The union giveth, and the union taketh away. Don’t expect me to be sympathetic when a collective agreement doesn’t make your world sunshine and roses. And don’t think you are immune from discipline and/or dismissal because you belong to a union. I have ways.

I work for a video game company. No, we don’t sit around all day playing games. And no, it’s not the funnest job ever. We actually do have an HR department, IT department, legal department, facilities department, etc., just like a lot of other companies. You’ll rarely find anyone outside of the testers and maybe a few developers and producers actually playing any games. After I get the usual, “It must be so fun working there,” response, I tell them I just deal with clients and get the “Oh” treatment like I’ve just let them down.

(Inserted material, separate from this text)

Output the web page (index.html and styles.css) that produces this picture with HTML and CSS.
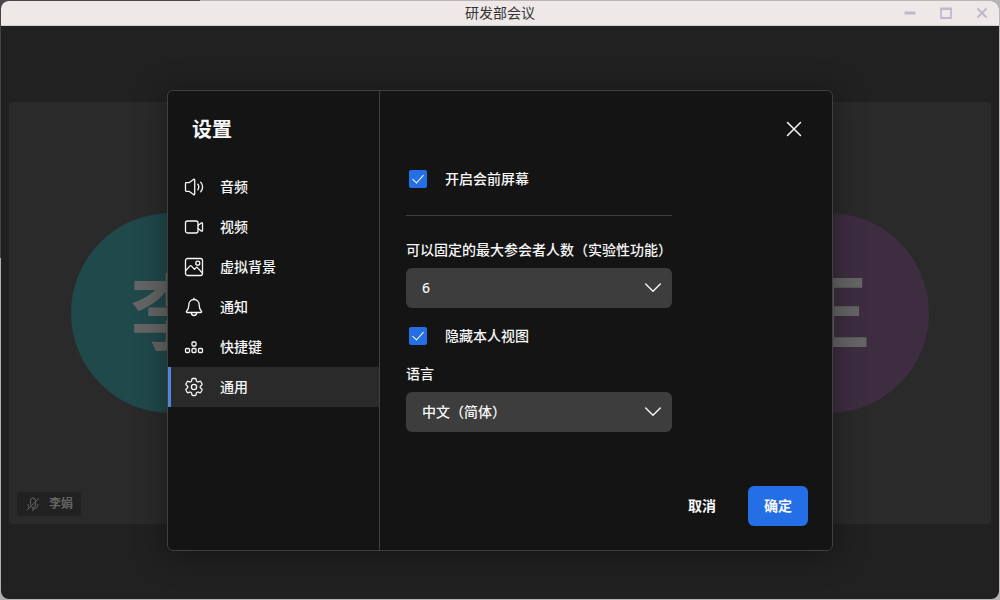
FILE: index.html
```html
<!DOCTYPE html>
<html lang="zh-CN">
  <head>
    <meta charset="UTF-8">
    <meta name="viewport" content="width=device-width, initial-scale=1.0">
    <title>研发部会议</title>
    <link rel="stylesheet" href="styles.css">
  </head>
  <body>
    <div class="window">
      <header class="titlebar">
        <h1>研发部会议</h1>
        <div class="window-controls">
          <button type="button" aria-label="最小化">
            <svg viewBox="0 0 12 12"><path d="M.5 6h11" stroke-width="3" /></svg>
          </button>
          <button type="button" aria-label="最大化">
            <svg viewBox="0 0 12 12"><path d="M1 1v10h10V1" stroke-width="1.8" /><path d="M.1 1.7h11.8" stroke-width="2.6" /></svg>
          </button>
          <button type="button" aria-label="关闭窗口">
            <svg viewBox="0 0 12 12"><path d="M1.5 1.5l9 9M10.5 1.5l-9 9" stroke-width="2" /></svg>
          </button>
        </div>
      </header>

      <main class="stage">
        <div class="tile">
          <div class="avatar avatar-teal">李</div>
          <div class="name-tag">
            <svg viewBox="0 0 14 14">
              <path d="M4.5 8V3.5a2.500 2.500 0 0 1 5 0M9.5 5v3a2.500 2.500 0 0 1-4 2M2 7.500c0 1.500.5 2.500 1.300 3.300M12 7.500c0 2.500-2 4.500-5 4.500M7 12v1.700M1 13L12.800 1.500" />
            </svg>
            <span>李娟</span>
          </div>
        </div>
        <div class="tile"></div>
        <div class="tile">
          <div class="avatar avatar-purple">王</div>
        </div>

        <div class="overlay">
          <section class="dialog" role="dialog" aria-labelledby="dialog-title">
            <aside class="sidebar">
              <h2 id="dialog-title">设置</h2>
              <nav>
                <a class="nav-item" href="#audio">
                  <svg viewBox="0 0 20 20">
                    <path d="M1.500 6.500v7c0 .5.4.8.8.8H5l4.500 3.300c.6.4 1.200 0 1.200-.6V3c0-.6-.6-1-1.200-.6L5 5.700H2.300c-.4 0-.8.3-.8.8z" />
                    <path d="M13.800 7.200c1.200 1.700 1.200 3.900 0 5.600M16.700 5.200c2.300 2.900 2.300 6.700 0 9.600" />
                  </svg>
                  音频
                </a>
                <a class="nav-item" href="#video">
                  <svg viewBox="0 0 20 20">
                    <rect x="1.500" y="4" width="12.500" height="12" rx="2" />
                    <path d="M14 8.500l3.300-2.600c.5-.4 1.200 0 1.200.6v7c0 .6-.7 1-1.200.6L14 11.500" />
                  </svg>
                  视频
                </a>
                <a class="nav-item" href="#background">
                  <svg viewBox="0 0 20 20">
                    <rect x="1.500" y="1.500" width="17" height="17" rx="2" />
                    <circle cx="13.800" cy="6.200" r="2" />
                    <path d="M1.800 13.500l4.300-4.600c.4-.4.8-.4 1.200 0l3.200 3.500 1.700-1.800c.4-.4.8-.4 1.200 0l5 5.400" />
                  </svg>
                  虚拟背景
                </a>
                <a class="nav-item" href="#notifications">
                  <svg viewBox="0 0 20 20">
                    <path d="M10 2.500c-3.200 0-5.200 2.500-5.200 5.700 0 3-.5 4.300-2.100 5.800-.6.600-.3 1.500.5 1.500h13.600c.8 0 1.100-.9.500-1.500-1.600-1.500-2.100-2.800-2.100-5.800 0-3.200-2-5.700-5.200-5.700zM10 1.200v1.300M7.300 15.800a2.700 2.700 0 0 0 5.400 0" />
                  </svg>
                  通知
                </a>
                <a class="nav-item" href="#shortcuts">
                  <svg viewBox="0 0 20 20">
                    <rect x="8" y="5" width="4" height="4" rx="1" />
                    <rect x="1.500" y="11.500" width="4" height="4" rx="1" />
                    <rect x="8" y="11.500" width="4" height="4" rx="1" />
                    <rect x="14.500" y="11.500" width="4" height="4" rx="1" />
                  </svg>
                  快捷键
                </a>
                <a class="nav-item active" href="#general" aria-current="page">
                  <svg viewBox="0 0 20 20">
                    <path d="M8.800 1.500h2.400c.5 0 .8.3.9.8l.3 1.500c.2.8 1 1.300 1.800 1l1.400-.5c.5-.2.900 0 1.200.4l1.200 2.100c.2.4.1.900-.2 1.200l-1.200 1c-.6.500-.6 1.500 0 2l1.200 1c.3.3.4.8.2 1.200l-1.200 2.100c-.3.400-.7.600-1.200.4l-1.400-.5c-.8-.3-1.600.2-1.800 1l-.3 1.500c-.1.500-.4.800-.9.800H8.800c-.5 0-.8-.3-.9-.8l-.3-1.500c-.2-.8-1-1.300-1.800-1l-1.400.5c-.5.200-.9 0-1.200-.4L2 13.200c-.2-.4-.1-.9.2-1.200l1.200-1c.6-.5.6-1.500 0-2L2.200 8c-.3-.3-.4-.8-.2-1.200l1.200-2.100c.3-.4.7-.6 1.200-.4l1.400.5c.8.3 1.600-.2 1.800-1l.3-1.500c.1-.5.4-.8.7-.8z" />
                    <circle cx="10" cy="10" r="2.600" />
                  </svg>
                  通用
                </a>
              </nav>
            </aside>

            <form class="panel">
              <div class="panel-header">
                <button class="close" type="button" aria-label="关闭">
                  <svg viewBox="0 0 16 16"><path d="M1.500 1.500l13 13M14.500 1.500l-13 13" /></svg>
                </button>
              </div>

              <div class="fields">
                <div class="check-row">
                  <input type="checkbox" id="preview" checked>
                  <label for="preview">开启会前屏幕</label>
                </div>
                <hr>
                <label class="field-label" for="max-pinned">可以固定的最大参会者人数（实验性功能）</label>
                <div class="select">
                  <select id="max-pinned">
                    <option>6</option>
                  </select>
                  <svg viewBox="0 0 16 16"><path d="M.7 4L8 11.300 15.300 4" /></svg>
                </div>
                <div class="check-row spaced">
                  <input type="checkbox" id="hide-self" checked>
                  <label for="hide-self">隐藏本人视图</label>
                </div>
                <label class="field-label" for="language">语言</label>
                <div class="select">
                  <select id="language">
                    <option>中文（简体）</option>
                  </select>
                  <svg viewBox="0 0 16 16"><path d="M.7 4L8 11.300 15.300 4" /></svg>
                </div>
              </div>

              <div class="actions">
                <button class="btn" type="button">取消</button>
                <button class="btn btn-primary" type="submit">确定</button>
              </div>
            </form>
          </section>
        </div>
      </main>
    </div>
  </body>
</html>
```

FILE: styles.css
```css
:root {
  --bg: #212121;
  --tile: #2a2a2a;
  --dialog: #141414;
  --line: #404040;
  --text: #f7f7f7;
  --muted: #656565;
  --primary: #246fe5;
}

* {
  box-sizing: border-box;
}

body {
  margin: 0;
  padding: 1px;
  min-height: 100vh;
  display: flex;
  background: linear-gradient(to right, #4c464c 20%, #b8b6b6 20%) top / 100% 1px no-repeat,
    linear-gradient(#45424a 43%, #b0b0b0 43%) left / 8px 100% no-repeat,
    #b8b6b6;
  color: var(--text);
  font-family: "Noto Sans", "Noto Sans CJK SC", sans-serif;
  font-size: 14px;
  line-height: 20px;
}

button, select {
  margin: 0;
  border: 0;
  font: inherit;
  color: inherit;
  background: none;
}

svg {
  display: block;
  flex: none;
  fill: none;
  stroke: currentColor;
  stroke-linecap: round;
  stroke-linejoin: round;
}

.window {
  flex: 1;
  display: flex;
  flex-direction: column;
  border-radius: 8px;
  overflow: hidden;
  background: var(--bg);
}

.titlebar {
  display: grid;
  grid-template-columns: 1fr auto 1fr;
  align-items: center;
  height: 25px;
  padding: 0 9px;
  background: #eee8e8;
  border-bottom: 1px solid #d2d0d2;
}

.titlebar h1 {
  grid-column: 2;
  margin: 0;
  color: #333;
  font-size: 14px;
  font-weight: 400;
}

.window-controls {
  display: flex;
  justify-content: flex-end;
  gap: 20px;
}

.window-controls button {
  width: 16px;
  padding: 2px;
  color: #c1b9cb;
}

.window-controls svg {
  width: 12px;
  height: 12px;
  stroke-linecap: butt;
}

/* participants */

.stage {
  position: relative;
  flex: 1;
  display: flex;
  gap: 5px;
  padding: 76px 8px 75px;
}

.tile {
  position: relative;
  flex: 1;
  display: flex;
  align-items: center;
  justify-content: center;
  background: var(--tile);
  border-radius: 4px;
}

.avatar {
  width: 200px;
  height: 200px;
  border-radius: 50%;
  color: var(--muted);
  font-size: 82px;
  font-weight: 700;
  line-height: 196px;
  text-align: center;
}

.avatar-teal {
  background: #20494b;
}

.avatar-purple {
  background: #3e2d41;
}

.name-tag {
  position: absolute;
  left: 8px;
  bottom: 8px;
  display: flex;
  align-items: center;
  gap: 8px;
  height: 24px;
  padding: 0 8px;
  border-radius: 4px;
  background: var(--bg);
  color: var(--muted);
  font-size: 12px;
  font-weight: 700;
}

.name-tag svg {
  width: 16px;
  height: 14px;
}

/* settings dialog */

.overlay {
  position: absolute;
  inset: 0;
  display: flex;
  align-items: center;
  justify-content: center;
  padding-top: 16px;
}

.dialog {
  display: flex;
  width: 666px;
  max-width: 100%;
  border: 1px solid var(--line);
  border-radius: 6px;
  background: var(--dialog);
  box-shadow: 0 4px 32px rgba(0, 0, 0, 0.4);
  overflow: hidden;
}

.sidebar {
  width: 212px;
  padding-top: 24px;
  border-right: 1px solid var(--line);
}

.sidebar h2 {
  margin: 0 24px 22px;
  font-size: 20px;
  font-weight: 700;
  line-height: 30px;
}

.nav-item {
  display: flex;
  align-items: center;
  gap: 16px;
  height: 40px;
  padding: 0 13px;
  border-left: 3px solid transparent;
  color: var(--text);
  font-weight: 500;
  text-decoration: none;
}

.nav-item svg {
  width: 20px;
  height: 20px;
  stroke-width: 1.3;
}

.nav-item.active {
  background: #2a2a2a;
  border-left-color: #5087de;
}

.panel {
  flex: 1;
  padding: 24px 24px 24px 26px;
}

.panel-header {
  display: flex;
  justify-content: flex-end;
}

.close {
  padding: 6px;
}

.close svg {
  width: 16px;
  height: 16px;
  stroke-width: 1.5;
}

.fields {
  width: 266px;
  padding-top: 16px;
  font-weight: 500;
}

.fields hr {
  margin: 16px 0 24px;
  border: 0;
  border-top: 1px solid var(--line);
}

.check-row {
  display: flex;
  align-items: center;
  gap: 18px;
  height: 40px;
}

.check-row.spaced {
  margin: 8px 0;
}

.check-row input {
  appearance: none;
  display: flex;
  justify-content: center;
  width: 18px;
  height: 18px;
  margin: 0 0 0 3px;
  border-radius: 2px;
  background: #4a4a4a;
}

.check-row input:checked {
  background: var(--primary);
}

.check-row input:checked::after {
  content: "";
  width: 5px;
  height: 10px;
  margin-top: 2px;
  border: solid #fff;
  border-width: 0 1px 1px 0;
  transform: rotate(42deg);
}

.field-label {
  display: block;
  margin-bottom: 8px;
  white-space: nowrap;
}

.select {
  position: relative;
}

.select select {
  appearance: none;
  display: block;
  width: 100%;
  height: 40px;
  padding: 0 40px 0 16px;
  border-radius: 6px;
  background: #3d3d3d;
}

.select svg {
  position: absolute;
  top: 12px;
  right: 11px;
  width: 16px;
  height: 16px;
  stroke-width: 1.4;
  pointer-events: none;
}

.actions {
  display: flex;
  justify-content: flex-end;
  gap: 16px;
  margin-top: 54px;
}

.btn {
  height: 40px;
  padding: 0 16px;
  border-radius: 6px;
  font-weight: 700;
}

.btn-primary {
  background: var(--primary);
}
```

gigi, me too! Means I get 3 squares and a roof over my head, and that the customers aren’t breaking their brains trying to figure out what the original dev meant when they wrote this. (just means I get to break my brain first on the spec, is all.)

Whaddya mean, ‘sometimes’? :wink:

Yes, I’d neglected to mention Marketing (and by extension, Legal) in my original post. In my workplace, we have to work pretty closely with them to ensure that we can communicate their latest naming scheme as clearly and cleanly as possible from the start. Makes things fun for everyone concerned when it comes to backcompat and explaining the differences. sigh I wasn’t sure if the level of interdependency was the same outside large corporate environments, but it sounds like it’s pretty close to.